A good dressing of bonemeal, a high nitrogen fertilizer or growmore will provide adequate nutrients initially. These types of fertilizer encourage growth which is the aim in the early stages so the tree can build a good framework of branches. In subsequent seasons a top dressing of potash should be applied annually in late winter. This encourages the production of flowers and fruit.
This should be raked in lightly over the entire planting area so that it does not leach away in heavy rain. Remember the root area is the same as the canopy of the tree so if possible, distribute the fertilizer of an area equivalent to this.
A common question, surprisingly. And the answer is a definite no! When the trees arrive, the root size may vary quite a bit from one tree to another, if they are of different varieties so you can’t really guage how big to make the holes until you actually have the trees. And in any case, digging holes in advance will likely have two consequences. The holes will either dry out completely, or fill with water. Neither is a very good thing!
Having a garden hose nearby will greatly alleviate the trecking backwards and forwards with a watering can that may arise during dry springs after planting. Is the hose long enough to reach the trees easily? In which case, if it is not, invest in some extra hose-pipe and extend it to within easy reach. Another benefit of an easy water source such as this is that you will be more likely to water adequately than under-water which can sometimes be the temptation when you simply can’t face another long treck with a watering can!
These days, even urban area’s are under siege by rabbits and deer.
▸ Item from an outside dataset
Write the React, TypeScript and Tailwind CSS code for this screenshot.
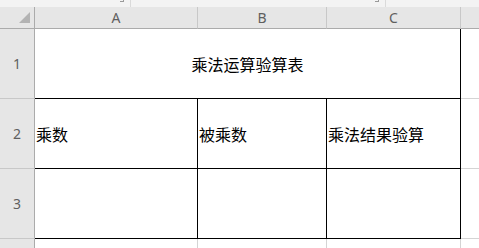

Be prepared; either stock up on spiral tree guards, or better still for more significant area’s, invest in fencing made from galvanized chicken wire. It should be not less than 48” in height and should be dug into the ground as rabbits particularly will burrow underneath if it is not meticulously buried. Attention to detail now will save a lot of heartache later on, for young trees that have had their bark chewed by these furry menaces seldom recover. Voles can also damage root systems significantly from below ground.
If on arrival of the trees the soil conditions are not suitable the trees should be heeled into a sheltered part of the garden. If this is not possible keep the tree in an unheated frost-free area and keep the roots moist with damp straw or a similar material until planting. Mark out the position for planting and drive in the stake which is to support your tree, This will normally be driven 18 inches into the soil or deeper on very light soils. The top of the stake should be 2 inches to 3 inches below the bottom branches of the tree after planting to avoid chafing. If the roots of the tree are at all dry, soak for 1 hour before planting. The next stage is the most important of all and must be correct to ensure the best results. A hole, deep and wide enough to take all of the roots of the tree when fully spread out, must first be dug. Dig into the base of the hole a bucket of compost, peat, well rotted manure or turf etc., and this will leave a slight mound in the centre of the hole. Place the tree on the mound with the stem approximately 2 to 3 inches away from the stake you have previously driven in, ensuring that the lowest tree branches are clear of the top of the stake. Plant the tree to the same depth as it was when in the nursery, which can be seen by the soil mark on the tree. The scion where the tree is budded or grafted onto the rootstock should be at least 4 inches above the soil surface after planting. Sprinkle the most fertile soil over the roots and occasionally shake the tree gently so that the soil falls among the roots. This process is continued until the hole is nearly full and the soil should then be firmed. Fill the remainder of the hole and firm again. Planting is now completed and the tree should be tied to the stake using a propriety tree tie.
A very worthwhile practice, you can use any organice material, well rotted compost, leafmould, peat etc and this should be spread around the tree to a depth of about 3” but take care to leave the area imediately around the actual trunk clear. This is so there is a good air circulation around the trunk, which prevents mould and fungal spores settling on the trunk itself. Mulching helps conserve moisture, stops weeds from growing around the tree, and also helps protect the roots against severe frosts.